Brand Story – Southern Oregon schools collaborate to benefit students and region.
An idea emerged not quite two years ago, over lunch at an inn about halfway between Klamath Falls and Ashland: Southern Oregon’s public colleges and universities could join forces to tackle some of the region’s most vexing higher education issues.
The presidents of Rogue Community College, Klamath Community College, Southern Oregon University and Oregon Institute of Technology envisioned a partnership that would put their region’s students and communities first. They reasoned that complex problems – such as a workforce inadequately prepared for careers of the present and future – are best solved from a united front of invested stakeholders.
That lunchtime conversation laid the groundwork for the Southern Oregon Higher Education Consortium, which was launched last November with announcements in Klamath Falls and Medford. The first-of-its-kind alliance of Oregon colleges and universities has already led to initial agreements and efforts to streamline students’ educational pathways and address Southern Oregon’s specific workforce needs.
The consortium is considered a pioneering step toward preparing students and workforce members in the region for a rapidly changing future. It has been endorsed by state officials including the governor and the chair of Oregon’s Higher Education Coordinating Commission.
“Our institutions’ history of cooperation has served as an excellent jumping-off point for a future of seamless pathways, interwoven academics and collective strength,” SOU President Linda Schott said.
Creation of the consortium has led to regular communication between counterpart departments at the four institutions, and to concrete steps to strengthen transfer agreements between the schools and coordinate curriculum, academic programs and new initiatives.
“We are so committed to this work that our four institutions will jointly fund student success support mechanisms, gaining momentum by combining limited budgets,” KCC President Roberto Gutierrez said. “The future of our schools, and ultimately the success of our students, will be brighter when fewer barriers to education exist.”
Academic and enrollment management leaders from the consortium met separately this summer to work out details of various initiatives. The academic and curriculum discussions ranged from stand-alone certificates to 2+2(+2) programs that allow students to progress from associate to bachelor’s to master’s degrees. Topics for the enrollment management group included degree-completion efforts and programs that allow students who have transferred from community college to a university before earning their two-year associate degrees to simultaneously complete them while working toward four-year bachelor’s degrees.

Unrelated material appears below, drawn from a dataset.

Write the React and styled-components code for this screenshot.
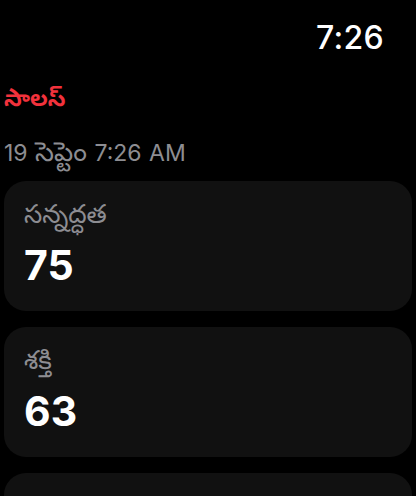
import styled, { createGlobalStyle } from 'styled-components';

const GlobalStyle = createGlobalStyle`
    html, body {
        margin: 0;
        padding: 0;
        background: #000;
    }
    body {
        font-family: "Noto Sans Telugu", "Noto Sans", Inter, "Liberation Sans", sans-serif;
        -webkit-font-smoothing: antialiased;
    }
`

const metrics = [
    { label: 'సన్నద్ధత', value: 75 },
    { label: 'శక్తి', value: 63 },
    { label: 'హృదయ స్పందన', value: 58 },
];

export default function App () {
    return (
        <Screen>
            <GlobalStyle />
            <StatusBar>
                <Clock>7:26</Clock>
            </StatusBar>
            <Title>సాలస్</Title>
            <Timestamp>
                19 <Telugu>సెప్టెం</Telugu> 7:26 AM
            </Timestamp>
            <CardList>
                { metrics.map((m) => (
                    <Card key={m.label}>
                        <Label>{m.label}</Label>
                        <Value>{m.value}</Value>
                    </Card>
                ))}
            </CardList>
        </Screen>
    )
}

const Screen = styled.div`
    width: 416px;
    height: 496px;
    overflow: hidden;
    background: #000;
    display: flex;
    flex-direction: column;
    padding: 0 4px;
    box-sizing: border-box;
`

const StatusBar = styled.div`
    display: flex;
    justify-content: flex-end;
    align-items: center;
    padding-right: 28px;
    padding-top: 22px;
    height: 81px;
    box-sizing: border-box;
    flex-shrink: 0;
`

const Clock = styled.div`
    color: #fff;
    font-family: Inter, "Liberation Sans", sans-serif;
    font-size: 32px;
    font-weight: 500;
    line-height: 40px;
    letter-spacing: 0.3px;
    margin-top: -27px;
`

const Title = styled.div`
    height: 41px;
    line-height: 41px;
    color: #f2323c;
    font-size: 23px;
    font-weight: 700;
    flex-shrink: 0;
`

const Timestamp = styled.div`
    height: 59px;
    line-height: 63px;
    color: #8d8d92;
    font-family: Inter, "Liberation Sans", sans-serif;
    font-size: 23px;
    word-spacing: 1px;
    flex-shrink: 0;
    white-space: nowrap;
`

const Telugu = styled.span`
    font-family: "Noto Sans Telugu", "Noto Sans", sans-serif;
    font-size: 27px;
`

const CardList = styled.div`
    display: flex;
    flex-direction: column;
    gap: 16px;
`

const Card = styled.div`
    height: 130px;
    box-sizing: border-box;
    border-radius: 22px;
    background: #111111;
    padding: 21px 20px 0;
    display: flex;
    flex-direction: column;
    flex-shrink: 0;
`

const Label = styled.div`
    height: 32px;
    line-height: 32px;
    color: #8d8d92;
    font-size: 26px;
    white-space: nowrap;
`

const Value = styled.div`
    margin-top: 8px;
    height: 46px;
    line-height: 46px;
    color: #fff;
    font-family: Inter, "Liberation Sans", sans-serif;
    font-size: 41px;
    font-weight: 700;
`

“The positive response by Southern Oregon business leaders to this higher education partnership has been very exciting,” said RCC President Cathy Kemper-Pelle. “It clearly illustrates that we are addressing a real need to prepare our regional workforce through collaborative alignment of educational pathways and student support services.”
Consortium partners were recently honored with a “Collaboration Award” and recognized for their regional influence at the annual meeting of Southern Oregon Regional Economic Development Inc. Combined, the four colleges and universities serve more than 26,000 students each year in about 200 degree programs and more than 100 certificate or apprenticeship programs. They annually produce more than 3,300 graduates with knowledge and skills that lead to successful, meaningful careers throughout the region and the state.
Oregon Tech President Nagi Naganathan summarized the collaboration’s potential: “Our students, industry and business partners, and communities all benefit from our collective voice for southern Oregon – a vibrant consortium of action, focused on education, workforce and regional economy.”